CT: Rather, I think Dickens nourished his imagination by constantly refreshing his memories. Think of him writing Little Dorrit in the mid-1850s and going back to the 1820s when his father was in the Marshalsea and he was a child, like Little Dorrit — only not like her at all, of course, since he was full of indignation and shame and intent on preserving his own integrity when John Dickens was in the Marshalsea. But you are right too about the moral vision of his books, which always insisted that we are all tied together, the lowest and highest in society, and that no man is an island — something we need reminding of regularly.
BNR: One of the most illuminating portions of the book deals with Dickens’ founding with Miss Coutts of the “Home” in Shepherd’s Bush. He was not only putting his money where his mouth was when it came to reform, but it seems to me that he avoids quite a bit of the pitfalls other Victorian schemes of this sort fell into. His resistance to overbearing religiosity is striking. Where in your opinion did it come from?
CT: I’m glad you like the chapter about the Home for Homeless Women. I became interested in it when I was researching my earlier book, The Invisible Woman, and learnt more about it from Jenny Hartley’s excellent book Charles Dickens and the House of Fallen Women. You are right that he was insistent that the young women should be shown that life could be good, given pretty clothes, comfortable beds, little gardens to tend, music, books – and not preached at and told they were wicked. Similarly, when he visited a ragged school, where street children, in and out of prison, where given rudimentary education, he said the first thing they needed was somewhere to wash – they were all filthy – rather than being told about Jesus and God, who could mean nothing to them. Dickens was very practical and sensible. He did not expect all the girls in the Home to change their ways, but he did make it work for some.
BNR: You take an approach here sometimes that suggests you see Dickens as a sort of a friend, and when he behaves badly, you’re not afraid to say that you’re ashamed of him. “You want to avert your eyes from a good deal of what happened during the next year, 1858.” I think this expresses – in a manner a biographer doesn’t often give voice to – the complex but still in many ways fervent feelings of admiration we have about the man, and our sense of disappointment when he doesn’t live up to that ideal. When you first began researching his life for The Invisible Woman, did you experience that?

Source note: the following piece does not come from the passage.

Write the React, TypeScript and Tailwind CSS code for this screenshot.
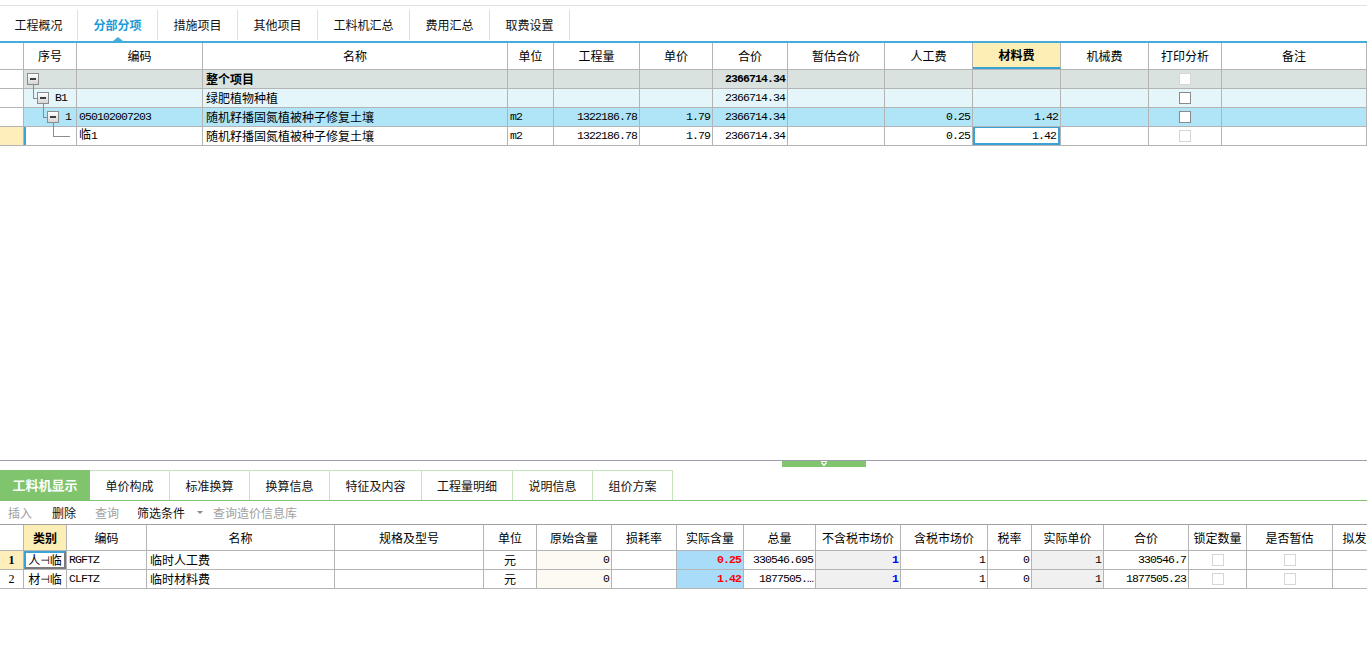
import React from "react";

const CJK = "font-['Noto_Sans_CJK_SC','Noto_Sans',sans-serif]";
const MONO = "font-['Liberation_Mono','Noto_Sans_CJK_SC',monospace] text-[11.5px] tracking-[-0.9px]";

type CellProps = { w: string; className?: string; clip?: boolean; children?: React.ReactNode };
function C({ w, className = "", clip = true, children }: CellProps) {
  return (
    <div
      className={`${w} shrink-0 h-full border-r border-[#b4b4b4] flex items-center whitespace-nowrap relative leading-none ${
        clip ? "overflow-hidden" : ""
      } ${className}`}
    >
      {children}
    </div>
  );
}

function TreeBox() {
  return (
    <div className="w-[12px] h-[12px] border border-[#8c8c8c] bg-linear-to-b from-white to-[#d6d6d6] flex items-center justify-center shrink-0 relative z-10">
      <div className="w-[6px] h-[2px] bg-[#404040]" />
    </div>
  );
}

function Check({ light = false }: { light?: boolean }) {
  return (
    <div
      className={`w-[12px] h-[12px] border bg-white ${light ? "border-[#d6d6d6]" : "border-[#8a8a8a]"}`}
    />
  );
}

const TW = [
  "w-[24px]",
  "w-[53px]",
  "w-[126px]",
  "w-[305px]",
  "w-[46px]",
  "w-[86px]",
  "w-[73px]",
  "w-[75px]",
  "w-[97px]",
  "w-[88px]",
  "w-[88px]",
  "w-[88px]",
  "w-[73px]",
  "w-[145px]",
];
const TH = ["", "序号", "编码", "名称", "单位", "工程量", "单价", "合价", "暂估合价", "人工费", "材料费", "机械费", "打印分析", "备注"];

const BW = [
  "w-[24px]",
  "w-[43px]",
  "w-[80px]",
  "w-[188px]",
  "w-[149px]",
  "w-[53px]",
  "w-[75px]",
  "w-[65px]",
  "w-[67px]",
  "w-[72px]",
  "w-[85px]",
  "w-[87px]",
  "w-[44px]",
  "w-[72px]",
  "w-[85px]",
  "w-[58px]",
  "w-[86px]",
  "w-[56px]",
];
const BH = [
  "",
  "类别",
  "编码",
  "名称",
  "规格及型号",
  "单位",
  "原始含量",
  "损耗率",
  "实际含量",
  "总量",
  "不含税市场价",
  "含税市场价",
  "税率",
  "实际单价",
  "合价",
  "锁定数量",
  "是否暂估",
  "拟发包",
];

const topTabs = [
  { t: "工程概况", w: "w-[78px]" },
  { t: "分部分项", w: "w-[80px]", active: true },
  { t: "措施项目", w: "w-[80px]" },
  { t: "其他项目", w: "w-[80px]" },
  { t: "工料机汇总", w: "w-[92px]" },
  { t: "费用汇总", w: "w-[80px]" },
  { t: "取费设置", w: "w-[80px]" },
];

const bottomTabs = [
  { t: "单价构成", w: "w-[80px]" },
  { t: "标准换算", w: "w-[80px]" },
  { t: "换算信息", w: "w-[80px]" },
  { t: "特征及内容", w: "w-[92px]" },
  { t: "工程量明细", w: "w-[91px]" },
  { t: "说明信息", w: "w-[80px]" },
  { t: "组价方案", w: "w-[80px]" },
];

const R = `justify-end pr-[2px] ${MONO}`;

export default function App() {
  return (
    <div className={`w-[1367px] h-[647px] bg-white overflow-hidden flex flex-col text-black ${CJK}`}>
      {/* top tabs */}
      <div className="h-[5px] shrink-0" />
      <div className="h-px bg-[#e2e2e2] shrink-0" />
      <div className="h-[35px] flex shrink-0">
        {topTabs.map((tab) => (
          <div
            key={tab.t}
            className={`${tab.w} mt-[4px] h-[30px] border-r border-[#e0e0e0] flex items-center justify-center relative text-[12px] ${
              tab.active ? "text-[#1b9bd7] font-bold text-[12.5px]" : "text-[#111]"
            }`}
          >
            {tab.t}
            {tab.active && (
              <div className="absolute -bottom-[1px] left-1/2 -translate-x-1/2 w-0 h-0 border-l-[5px] border-r-[5px] border-b-[4px] border-l-transparent border-r-transparent border-b-[#45acd9]" />
            )}
          </div>
        ))}
      </div>
      <div className="h-[2px] bg-[#45acd9] shrink-0" />

      {/* top table */}
      <div className="flex-1 min-h-0 overflow-hidden">
        <div className="h-[27px] flex border-b border-[#b4b4b4] text-[12px]">
          {TH.map((t, i) => (
            <C
              key={i}
              w={TW[i]}
              className={`justify-center ${i === 10 ? "bg-[#fdeeb5] font-bold border-b-2 border-b-[#3aa3d6]" : ""}`}
            >
              {t}
            </C>
          ))}
        </div>

        {/* row 1 */}
        <div className="h-[19px] flex border-b border-[#b4b4b4] bg-[#d9e2de]">
          <C w={TW[0]} className="bg-white" />
          <C w={TW[1]} className="pl-[3px]" clip={false}>
            <TreeBox />
          </C>
          <C w={TW[2]} />
          <C w={TW[3]} className="pl-[3px] text-[12px] font-bold">
            整个项目
          </C>
          <C w={TW[4]} />
          <C w={TW[5]} />
          <C w={TW[6]} />
          <C w={TW[7]} className={`${R} font-bold`}>
            2366714.34
          </C>
          <C w={TW[8]} />
          <C w={TW[9]} />
          <C w={TW[10]} />
          <C w={TW[11]} />
          <C w={TW[12]} className="justify-center">
            <Check light />
          </C>
          <C w={TW[13]} />
        </div>

        {/* row 2 */}
        <div className="h-[19px] flex border-b border-[#b4b4b4] bg-[#e5f6fb]">
          <C w={TW[0]} className="bg-white" />
          <C w={TW[1]} className="pl-[13px]" clip={false}>
            <span className="absolute left-[9px] -top-[4px] w-px h-[13px] bg-[#8c8c8c]" />
            <span className="absolute left-[9px] top-[9px] w-[4px] h-px bg-[#8c8c8c]" />
            <TreeBox />
            <span className={`ml-[6px] ${MONO}`}>B1</span>
          </C>
          <C w={TW[2]} />
          <C w={TW[3]} className="pl-[3px] text-[12px]">
            绿肥植物种植
          </C>
          <C w={TW[4]} />
          <C w={TW[5]} />
          <C w={TW[6]} />
          <C w={TW[7]} className={R}>
            2366714.34
          </C>
          <C w={TW[8]} />
          <C w={TW[9]} />
          <C w={TW[10]} />
          <C w={TW[11]} />
          <C w={TW[12]} className="justify-center">
            <Check />
          </C>
          <C w={TW[13]} />
        </div>

        {/* row 3 */}
        <div className="h-[19px] flex border-b border-[#b4b4b4] bg-[#b0e5f8]">
          <C w={TW[0]} className="bg-white" />
          <C w={TW[1]} className="pl-[23px]" clip={false}>
            <span className="absolute left-[19px] -top-[4px] w-px h-[13px] bg-[#8c8c8c]" />
            <span className="absolute left-[19px] top-[9px] w-[4px] h-px bg-[#8c8c8c]" />
            <TreeBox />
            <span className={`ml-[6px] ${MONO}`}>1</span>
          </C>
          <C w={TW[2]} className={`pl-[2px] ${MONO}`}>
            050102007203
          </C>
          <C w={TW[3]} className="pl-[3px] text-[12px]">
            随机籽播固氮植被种子修复土壤
          </C>
          <C w={TW[4]} className={`pl-[2px] ${MONO}`}>
            m2
          </C>
          <C w={TW[5]} className={R}>
            1322186.78
          </C>
          <C w={TW[6]} className={R}>
            1.79
          </C>
          <C w={TW[7]} className={R}>
            2366714.34
          </C>
          <C w={TW[8]} />
          <C w={TW[9]} className={R}>
            0.25
          </C>
          <C w={TW[10]} className={R}>
            1.42
          </C>
          <C w={TW[11]} />
          <C w={TW[12]} className="justify-center">
            <Check />
          </C>
          <C w={TW[13]} />
        </div>

        {/* row 4 */}
        <div className="h-[19px] flex border-b border-[#b4b4b4] bg-white">
          <C w={TW[0]} className="bg-[#fdeebb]" />
          <C w={TW[1]} className="border-l-2 border-l-[#3aa3d6]" clip={false}>
            <span className="absolute left-[27px] -top-[4px] w-px h-[13px] bg-[#8c8c8c]" />
            <span className="absolute left-[27px] top-[9px] w-[17px] h-px bg-[#8c8c8c]" />
          </C>
          <C w={TW[2]} className={`pl-[2px] ${MONO}`}>
            <span className="text-[12px] tracking-normal">临</span>1
          </C>
          <C w={TW[3]} className="pl-[3px] text-[12px]">
            随机籽播固氮植被种子修复土壤
          </C>
          <C w={TW[4]} className={`pl-[2px] ${MONO}`}>
            m2
          </C>
          <C w={TW[5]} className={R}>
            1322186.78
          </C>
          <C w={TW[6]} className={R}>
            1.79
          </C>
          <C w={TW[7]} className={R}>
            2366714.34
          </C>
          <C w={TW[8]} />
          <C w={TW[9]} className={R}>
            0.25
          </C>
          <C w={TW[10]} className="">
            <div
              className={`w-full h-[calc(100%+1px)] -mt-px border-2 border-[#3aa3d6] flex items-center justify-end pr-[2px] ${MONO}`}
            >
              1.42
            </div>
          </C>
          <C w={TW[11]} />
          <C w={TW[12]} className="justify-center">
            <Check light />
          </C>
          <C w={TW[13]} />
        </div>
      </div>

      {/* bottom pane */}
      <div className="h-[187px] shrink-0 flex flex-col">
        <div className="h-px bg-[#9d9dad] shrink-0" />
        <div className="h-[9px] shrink-0">
          <div className="ml-[782px] w-[84px] h-[6px] bg-[#80c46e] flex items-center justify-center">
            <svg width="10" height="6" viewBox="0 0 10 6">
              <path d="M2 0.5 H8 M2.5 1.5 L5 4.5 L7.5 1.5" stroke="#ffffff" strokeWidth="1.2" fill="none" />
            </svg>
          </div>
        </div>
        <div className="h-[30px] flex shrink-0">
          <div className="w-[90px] bg-[#80c46e] text-white font-bold text-[13px] flex items-center justify-center">
            工料机显示
          </div>
          {bottomTabs.map((tab) => (
            <div
              key={tab.t}
              className={`${tab.w} border-t border-r border-[#c5e3bc] flex items-center justify-center text-[12px] text-[#111]`}
            >
              {tab.t}
            </div>
          ))}
        </div>
        <div className="h-px bg-[#80c46e] shrink-0" />
        <div className="h-[23px] flex items-center text-[12px] pl-[8px] shrink-0">
          <span className="text-[#a0a0a0]">插入</span>
          <span className="ml-[20px] text-[#111]">删除</span>
          <span className="ml-[19px] text-[#a0a0a0]">查询</span>
          <span className="ml-[18px] text-[#111]">筛选条件</span>
          <span className="ml-[12px] w-0 h-0 border-l-[3px] border-r-[3px] border-t-[3px] border-l-transparent border-r-transparent border-t-[#8a8a8a]" />
          <span className="ml-[10px] text-[#a0a0a0]">查询造价信息库</span>
        </div>

        {/* bottom table */}
        <div className="overflow-hidden">
          <div className="h-[27px] flex border-t border-t-[#a0a0a0] border-b border-b-[#b4b4b4] text-[12px]">
            {BH.map((t, i) => (
              <C key={i} w={BW[i]} className={`justify-center ${i === 1 ? "bg-[#fdeeb5] font-bold" : ""}`}>
                {t}
              </C>
            ))}
          </div>

          {[
            {
              n: "1",
              cat: "人",
              code: "RGFTZ",
              name: "临时人工费",
              act: "0.25",
              total: "330546.695",
              sum: "330546.7",
              first: true,
            },
            {
              n: "2",
              cat: "材",
              code: "CLFTZ",
              name: "临时材料费",
              act: "1.42",
              total: "1877505.…",
              sum: "1877505.23",
              first: false,
            },
          ].map((r) => (
            <div key={r.n} className="h-[19px] flex border-b border-[#b4b4b4] bg-white">
              <C
                w={BW[0]}
                className={`justify-center font-['Liberation_Serif',serif] text-[12px] ${
                  r.first ? "bg-[#fdeebb] font-bold" : ""
                }`}
              >
                {r.n}
              </C>
              <C w={BW[1]} className="">
                <div
                  className={`w-full h-full flex items-center justify-center text-[12px] ${
                    r.first
                      ? "border-2 border-l-[#3aa3d6] border-t-[#3aa3d6] border-r-[#7a7a7a] border-b-[#7a7a7a]"
                      : ""
                  }`}
                >
                  {r.cat}
                  <span className="text-[11px] font-['DejaVu_Sans',sans-serif]">⊣</span>临
                </div>
              </C>
              <C w={BW[2]} className={`pl-[2px] ${MONO}`}>
                {r.code}
              </C>
              <C w={BW[3]} className="pl-[3px] text-[12px]">
                {r.name}
              </C>
              <C w={BW[4]} />
              <C w={BW[5]} className="justify-center text-[12px]">
                元
              </C>
              <C w={BW[6]} className={`${R} bg-[#fdfaf4]`}>
                0
              </C>
              <C w={BW[7]} />
              <C w={BW[8]} className={`${R} bg-[#a8dcf8] text-[#ff0000] font-bold`}>
                {r.act}
              </C>
              <C w={BW[9]} className={R}>
                {r.total}
              </C>
              <C w={BW[10]} className={`${R} bg-[#f0f0f0] text-[#0000ff] font-bold`}>
                1
              </C>
              <C w={BW[11]} className={R}>
                1
              </C>
              <C w={BW[12]} className={R}>
                0
              </C>
              <C w={BW[13]} className={`${R} bg-[#f0f0f0]`}>
                1
              </C>
              <C w={BW[14]} className={R}>
                {r.sum}
              </C>
              <C w={BW[15]} className="justify-center">
                <Check light />
              </C>
              <C w={BW[16]} className="justify-center">
                <Check light />
              </C>
              <C w={BW[17]} />
            </div>
          ))}
        </div>
      </div>
    </div>
  );
}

CT: I did find writing about the events of 1858 and the marital breakup very painful. When you live with Dickens for years, reading him and trying to present him as faithfully as you can, you can’t fail to love the man – so the shock of his bad behaviour is considerable, even when you know it is coming. When I wrote The Invisible Woman I was telling Nelly’s story, so it was rather different — and I was so caught up with the thrill of tracing her history, early and late — it is an amazing one — that I let Dickens remain the minor character. I didn’t have to worry too much about his behaviour. Of course Nelly learnt from him how to deceive and lie effectively.
BNR: Is affection for her subject necessary for the biographer? Or is it an impediment?

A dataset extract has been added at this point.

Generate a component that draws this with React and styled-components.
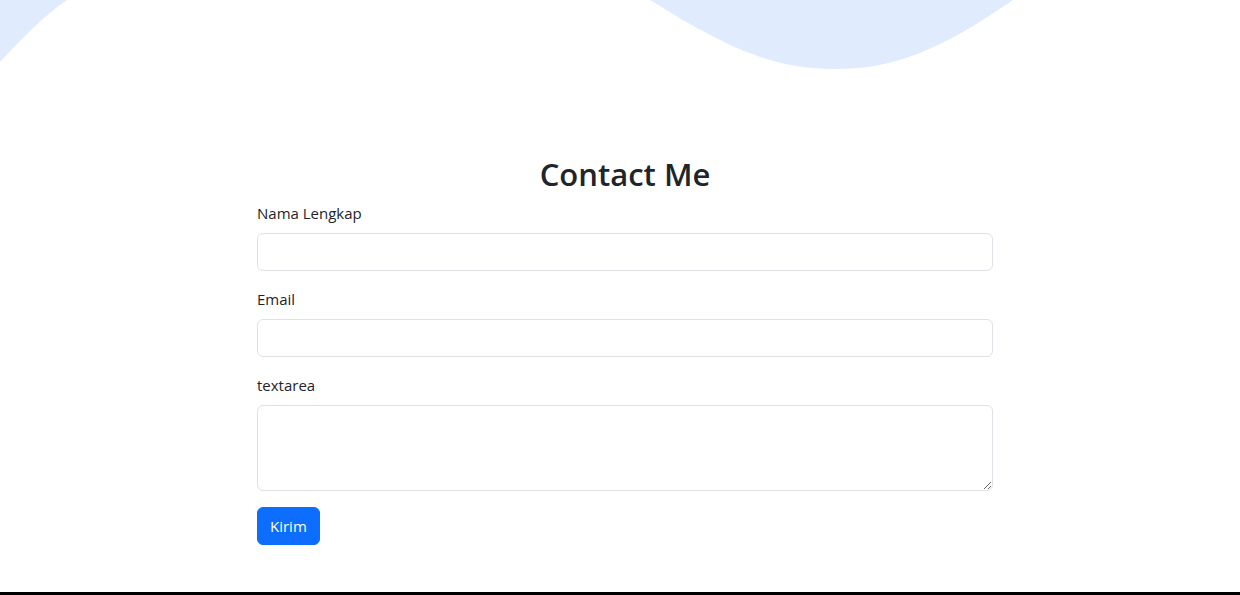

CT: It’s an odd situation: I could not write about someone for whom I felt no affection or admiration. [Although I understand the interest of writing about real villains, Hitler, Stalin.] As I have grown older I have come to feel that it’s no good scolding your subject, rather you must be tolerant of bad behaviour. It is part of the human picture and we are all sometimes badly behaved, we all have something we are ashamed of, don’t we? I have been fascinated by Dickens worshippers who strenuously deny that he did anything wrong in relation to his wife, even though the record is clear that he did. They say, well there is no proof that Nelly was his mistress, to which I reply, that’s not the point – we know he wrote a lying letter to Miss Coutts about Catherine not loving her own children. We know he neither wrote to her nor visited her when the news came of Walter’s death. We know he did not invite her to Katey’s wedding. And so on.
I don’t think affection is an impediment, but I think one should avoid sentimentality.